> **Task to carry out**
Every line of the material is to be quoted verbatim, minus the pictures.
=== Data lines ===
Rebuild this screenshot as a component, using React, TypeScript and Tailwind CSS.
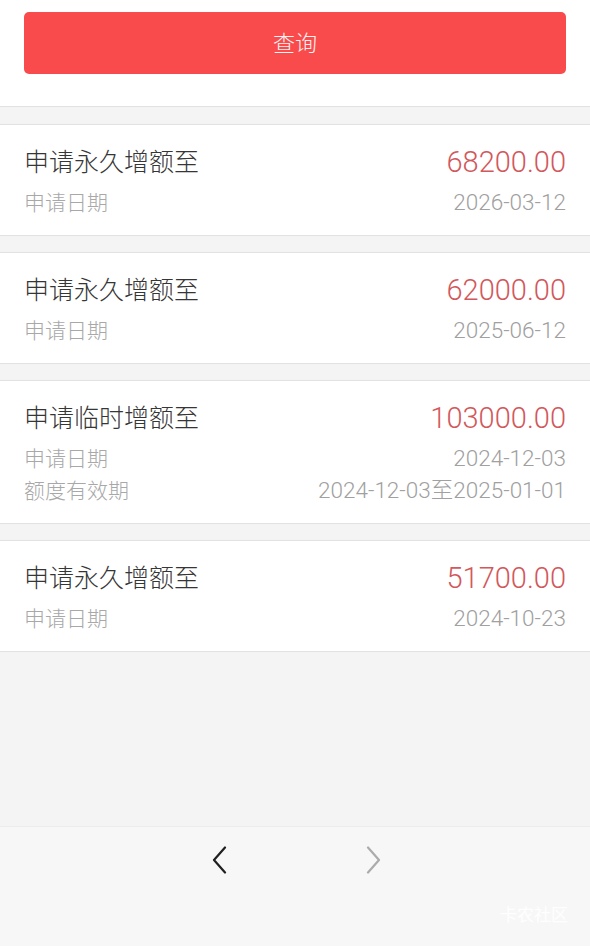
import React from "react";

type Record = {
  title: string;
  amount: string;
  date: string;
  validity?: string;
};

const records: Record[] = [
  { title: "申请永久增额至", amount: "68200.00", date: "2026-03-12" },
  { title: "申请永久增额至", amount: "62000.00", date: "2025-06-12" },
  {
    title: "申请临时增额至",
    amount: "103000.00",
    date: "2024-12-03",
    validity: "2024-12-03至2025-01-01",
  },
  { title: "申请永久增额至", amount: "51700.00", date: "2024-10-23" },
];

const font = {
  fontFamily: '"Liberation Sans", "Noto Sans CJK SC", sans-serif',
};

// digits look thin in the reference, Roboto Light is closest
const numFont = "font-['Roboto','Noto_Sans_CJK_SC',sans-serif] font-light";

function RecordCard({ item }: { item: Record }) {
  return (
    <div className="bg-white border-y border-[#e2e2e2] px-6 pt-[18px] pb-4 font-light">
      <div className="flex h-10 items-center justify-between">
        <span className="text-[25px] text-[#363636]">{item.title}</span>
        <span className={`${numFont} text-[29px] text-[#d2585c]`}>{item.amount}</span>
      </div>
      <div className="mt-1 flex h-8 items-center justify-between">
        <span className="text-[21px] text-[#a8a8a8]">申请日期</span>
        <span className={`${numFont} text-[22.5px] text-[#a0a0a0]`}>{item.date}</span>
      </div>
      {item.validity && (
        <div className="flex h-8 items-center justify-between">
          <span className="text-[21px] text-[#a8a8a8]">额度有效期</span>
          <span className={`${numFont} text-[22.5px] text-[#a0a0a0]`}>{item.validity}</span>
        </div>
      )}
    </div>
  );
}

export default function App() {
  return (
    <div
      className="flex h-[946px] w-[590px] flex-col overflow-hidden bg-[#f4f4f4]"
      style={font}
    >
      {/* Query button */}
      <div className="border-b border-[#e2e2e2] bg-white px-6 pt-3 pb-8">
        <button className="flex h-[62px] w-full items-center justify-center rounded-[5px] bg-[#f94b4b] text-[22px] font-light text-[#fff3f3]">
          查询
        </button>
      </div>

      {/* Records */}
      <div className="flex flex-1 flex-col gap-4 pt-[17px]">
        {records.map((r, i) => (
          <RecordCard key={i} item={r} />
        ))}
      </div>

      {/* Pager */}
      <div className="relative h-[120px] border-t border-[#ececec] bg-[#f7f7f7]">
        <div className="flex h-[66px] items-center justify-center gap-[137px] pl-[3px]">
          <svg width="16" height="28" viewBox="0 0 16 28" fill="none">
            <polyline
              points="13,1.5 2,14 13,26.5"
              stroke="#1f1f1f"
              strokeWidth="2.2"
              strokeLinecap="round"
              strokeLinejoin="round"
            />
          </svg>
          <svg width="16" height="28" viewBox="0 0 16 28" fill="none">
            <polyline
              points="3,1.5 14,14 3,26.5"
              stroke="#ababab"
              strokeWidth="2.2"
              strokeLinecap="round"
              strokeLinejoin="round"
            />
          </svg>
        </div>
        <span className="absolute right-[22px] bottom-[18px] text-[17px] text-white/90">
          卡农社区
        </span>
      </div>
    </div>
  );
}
===
> **Written answer**
Rebuild this screenshot as a component, using React, TypeScript and Tailwind CSS.
import React from "react";

type Record = {
  title: string;
  amount: string;
  date: string;
  validity?: string;
};

const records: Record[] = [
  { title: "申请永久增额至", amount: "68200.00", date: "2026-03-12" },
  { title: "申请永久增额至", amount: "62000.00", date: "2025-06-12" },
  {
    title: "申请临时增额至",
    amount: "103000.00",
    date: "2024-12-03",
    validity: "2024-12-03至2025-01-01",
  },
  { title: "申请永久增额至", amount: "51700.00", date: "2024-10-23" },
];

const font = {
  fontFamily: '"Liberation Sans", "Noto Sans CJK SC", sans-serif',
};

// digits look thin in the reference, Roboto Light is closest
const numFont = "font-['Roboto','Noto_Sans_CJK_SC',sans-serif] font-light";

function RecordCard({ item }: { item: Record }) {
  return (
    <div className="bg-white border-y border-[#e2e2e2] px-6 pt-[18px] pb-4 font-light">
      <div className="flex h-10 items-center justify-between">
        <span className="text-[25px] text-[#363636]">{item.title}</span>
        <span className={`${numFont} text-[29px] text-[#d2585c]`}>{item.amount}</span>
      </div>
      <div className="mt-1 flex h-8 items-center justify-between">
        <span className="text-[21px] text-[#a8a8a8]">申请日期</span>
        <span className={`${numFont} text-[22.5px] text-[#a0a0a0]`}>{item.date}</span>
      </div>
      {item.validity && (
        <div className="flex h-8 items-center justify-between">
          <span className="text-[21px] text-[#a8a8a8]">额度有效期</span>
          <span className={`${numFont} text-[22.5px] text-[#a0a0a0]`}>{item.validity}</span>
        </div>
      )}
    </div>
  );
}

export default function App() {
  return (
    <div
      className="flex h-[946px] w-[590px] flex-col overflow-hidden bg-[#f4f4f4]"
      style={font}
    >
      {/* Query button */}
      <div className="border-b border-[#e2e2e2] bg-white px-6 pt-3 pb-8">
        <button className="flex h-[62px] w-full items-center justify-center rounded-[5px] bg-[#f94b4b] text-[22px] font-light text-[#fff3f3]">
          查询
        </button>
      </div>

      {/* Records */}
      <div className="flex flex-1 flex-col gap-4 pt-[17px]">
        {records.map((r, i) => (
          <RecordCard key={i} item={r} />
        ))}
      </div>

      {/* Pager */}
      <div className="relative h-[120px] border-t border-[#ececec] bg-[#f7f7f7]">
        <div className="flex h-[66px] items-center justify-center gap-[137px] pl-[3px]">
          <svg width="16" height="28" viewBox="0 0 16 28" fill="none">
            <polyline
              points="13,1.5 2,14 13,26.5"
              stroke="#1f1f1f"
              strokeWidth="2.2"
              strokeLinecap="round"
              strokeLinejoin="round"
            />
          </svg>
          <svg width="16" height="28" viewBox="0 0 16 28" fill="none">
            <polyline
              points="3,1.5 14,14 3,26.5"
              stroke="#ababab"
              strokeWidth="2.2"
              strokeLinecap="round"
              strokeLinejoin="round"
            />
          </svg>
        </div>
        <span className="absolute right-[22px] bottom-[18px] text-[17px] text-white/90">
          卡农社区
        </span>
      </div>
    </div>
  );
}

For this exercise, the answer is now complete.